◆ **TASK DESCRIPTION**: Search the records for the word "with" and pick out every line that has it.

◆ **SUPPLIED RECORDS**:
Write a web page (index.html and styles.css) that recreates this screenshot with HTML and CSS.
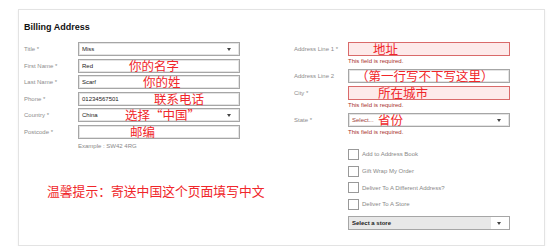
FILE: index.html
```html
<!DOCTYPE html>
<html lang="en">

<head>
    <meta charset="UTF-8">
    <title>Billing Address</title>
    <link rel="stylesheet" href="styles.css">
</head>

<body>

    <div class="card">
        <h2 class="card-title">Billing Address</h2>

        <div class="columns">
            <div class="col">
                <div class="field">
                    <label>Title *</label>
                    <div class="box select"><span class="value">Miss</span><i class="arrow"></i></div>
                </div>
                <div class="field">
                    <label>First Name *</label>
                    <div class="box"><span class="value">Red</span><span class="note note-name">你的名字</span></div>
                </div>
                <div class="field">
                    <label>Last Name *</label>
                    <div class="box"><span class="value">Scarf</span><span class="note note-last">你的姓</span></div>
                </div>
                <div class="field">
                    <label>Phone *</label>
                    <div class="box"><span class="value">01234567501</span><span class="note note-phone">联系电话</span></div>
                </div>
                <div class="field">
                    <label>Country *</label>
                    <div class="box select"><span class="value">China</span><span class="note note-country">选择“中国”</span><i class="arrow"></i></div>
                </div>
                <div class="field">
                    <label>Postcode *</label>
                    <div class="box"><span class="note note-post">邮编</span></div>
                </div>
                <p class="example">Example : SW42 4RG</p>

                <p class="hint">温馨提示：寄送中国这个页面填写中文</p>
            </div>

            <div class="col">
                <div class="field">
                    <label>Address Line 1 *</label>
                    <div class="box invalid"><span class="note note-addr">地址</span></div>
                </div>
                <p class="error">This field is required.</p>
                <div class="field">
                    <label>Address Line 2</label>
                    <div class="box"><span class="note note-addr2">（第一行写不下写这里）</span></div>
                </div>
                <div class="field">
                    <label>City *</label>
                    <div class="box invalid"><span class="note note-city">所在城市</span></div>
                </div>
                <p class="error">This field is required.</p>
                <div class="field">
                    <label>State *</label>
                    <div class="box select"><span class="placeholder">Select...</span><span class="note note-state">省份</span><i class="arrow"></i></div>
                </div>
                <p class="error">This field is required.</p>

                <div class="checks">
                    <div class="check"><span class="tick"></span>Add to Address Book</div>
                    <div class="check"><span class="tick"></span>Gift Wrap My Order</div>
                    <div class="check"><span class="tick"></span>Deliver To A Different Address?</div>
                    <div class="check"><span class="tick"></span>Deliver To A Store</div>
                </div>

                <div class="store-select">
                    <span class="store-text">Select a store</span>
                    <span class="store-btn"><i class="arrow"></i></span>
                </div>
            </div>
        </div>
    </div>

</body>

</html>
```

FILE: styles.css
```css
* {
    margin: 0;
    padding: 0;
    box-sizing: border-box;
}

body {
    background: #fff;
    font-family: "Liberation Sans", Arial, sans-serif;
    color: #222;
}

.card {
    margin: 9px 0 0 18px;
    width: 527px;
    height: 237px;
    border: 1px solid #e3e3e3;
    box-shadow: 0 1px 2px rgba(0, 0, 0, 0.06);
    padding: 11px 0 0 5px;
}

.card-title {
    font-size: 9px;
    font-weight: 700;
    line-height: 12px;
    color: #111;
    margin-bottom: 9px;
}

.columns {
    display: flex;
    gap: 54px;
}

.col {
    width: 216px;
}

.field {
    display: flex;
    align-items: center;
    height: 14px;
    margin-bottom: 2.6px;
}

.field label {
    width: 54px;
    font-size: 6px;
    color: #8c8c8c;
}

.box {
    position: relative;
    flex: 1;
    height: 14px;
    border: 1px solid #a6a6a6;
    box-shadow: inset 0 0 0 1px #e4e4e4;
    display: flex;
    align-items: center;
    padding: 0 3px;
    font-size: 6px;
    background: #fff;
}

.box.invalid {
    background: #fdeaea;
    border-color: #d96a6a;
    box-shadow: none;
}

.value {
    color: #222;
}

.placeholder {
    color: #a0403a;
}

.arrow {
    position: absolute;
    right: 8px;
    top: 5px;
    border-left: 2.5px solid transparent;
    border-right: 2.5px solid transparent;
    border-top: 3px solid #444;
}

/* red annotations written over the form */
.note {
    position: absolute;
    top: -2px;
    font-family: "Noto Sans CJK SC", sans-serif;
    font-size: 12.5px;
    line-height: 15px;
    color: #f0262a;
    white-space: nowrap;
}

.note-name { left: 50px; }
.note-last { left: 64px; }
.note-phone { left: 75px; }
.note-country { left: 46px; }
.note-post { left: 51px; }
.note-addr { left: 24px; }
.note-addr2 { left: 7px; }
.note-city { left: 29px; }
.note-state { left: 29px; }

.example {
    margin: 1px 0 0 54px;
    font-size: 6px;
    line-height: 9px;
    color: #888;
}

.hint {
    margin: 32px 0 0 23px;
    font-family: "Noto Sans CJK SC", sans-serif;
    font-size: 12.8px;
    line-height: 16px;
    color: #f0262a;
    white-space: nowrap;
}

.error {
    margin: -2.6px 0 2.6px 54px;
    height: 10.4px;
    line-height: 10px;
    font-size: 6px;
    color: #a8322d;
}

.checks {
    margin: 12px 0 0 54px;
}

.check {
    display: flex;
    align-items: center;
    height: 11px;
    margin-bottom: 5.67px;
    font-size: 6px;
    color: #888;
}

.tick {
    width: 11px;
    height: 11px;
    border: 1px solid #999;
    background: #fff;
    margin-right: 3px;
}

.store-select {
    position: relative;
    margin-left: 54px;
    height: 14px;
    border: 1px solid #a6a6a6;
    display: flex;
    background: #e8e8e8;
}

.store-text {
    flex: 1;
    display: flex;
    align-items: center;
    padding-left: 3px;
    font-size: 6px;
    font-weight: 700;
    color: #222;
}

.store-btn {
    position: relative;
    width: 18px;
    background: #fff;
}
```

...

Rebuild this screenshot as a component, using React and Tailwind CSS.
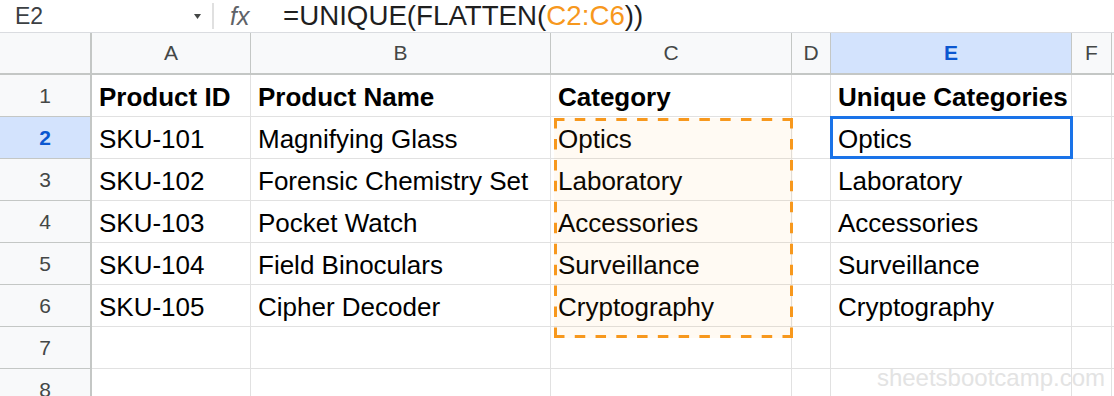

--

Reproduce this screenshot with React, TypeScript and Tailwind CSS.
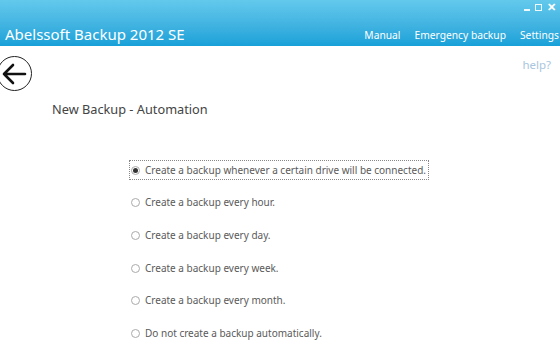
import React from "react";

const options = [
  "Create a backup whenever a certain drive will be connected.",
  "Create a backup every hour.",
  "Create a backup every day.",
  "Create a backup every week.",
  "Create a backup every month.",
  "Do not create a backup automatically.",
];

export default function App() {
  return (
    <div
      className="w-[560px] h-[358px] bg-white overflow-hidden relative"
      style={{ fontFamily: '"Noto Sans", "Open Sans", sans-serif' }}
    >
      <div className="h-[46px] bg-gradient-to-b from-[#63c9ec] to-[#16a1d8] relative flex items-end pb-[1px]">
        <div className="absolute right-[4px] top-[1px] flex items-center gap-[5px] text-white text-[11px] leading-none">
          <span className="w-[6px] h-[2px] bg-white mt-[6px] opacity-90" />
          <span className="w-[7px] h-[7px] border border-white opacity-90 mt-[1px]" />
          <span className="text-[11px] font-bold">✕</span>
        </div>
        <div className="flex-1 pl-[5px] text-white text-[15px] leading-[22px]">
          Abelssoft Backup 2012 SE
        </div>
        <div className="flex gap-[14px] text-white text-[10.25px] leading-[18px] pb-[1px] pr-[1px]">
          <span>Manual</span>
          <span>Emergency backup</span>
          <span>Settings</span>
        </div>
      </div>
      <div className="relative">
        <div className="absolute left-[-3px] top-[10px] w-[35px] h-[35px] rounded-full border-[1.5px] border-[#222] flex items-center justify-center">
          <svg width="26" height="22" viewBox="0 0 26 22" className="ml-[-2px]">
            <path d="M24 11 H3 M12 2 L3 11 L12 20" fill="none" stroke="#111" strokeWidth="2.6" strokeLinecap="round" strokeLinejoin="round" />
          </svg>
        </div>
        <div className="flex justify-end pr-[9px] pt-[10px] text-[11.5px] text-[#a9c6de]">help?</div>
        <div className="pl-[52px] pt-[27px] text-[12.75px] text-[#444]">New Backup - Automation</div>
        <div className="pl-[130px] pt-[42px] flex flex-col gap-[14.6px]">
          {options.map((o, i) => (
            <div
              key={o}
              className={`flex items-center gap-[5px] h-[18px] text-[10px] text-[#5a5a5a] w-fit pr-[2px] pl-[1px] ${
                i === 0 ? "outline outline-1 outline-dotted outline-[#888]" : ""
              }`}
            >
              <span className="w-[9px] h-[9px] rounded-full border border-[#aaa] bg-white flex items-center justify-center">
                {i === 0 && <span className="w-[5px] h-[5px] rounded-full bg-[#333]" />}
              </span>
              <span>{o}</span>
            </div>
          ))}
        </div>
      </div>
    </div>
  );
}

◆ **WRITTEN SOLUTION**:
Write a web page (index.html and styles.css) that recreates this screenshot with HTML and CSS.
Reproduce this screenshot with React, TypeScript and Tailwind CSS.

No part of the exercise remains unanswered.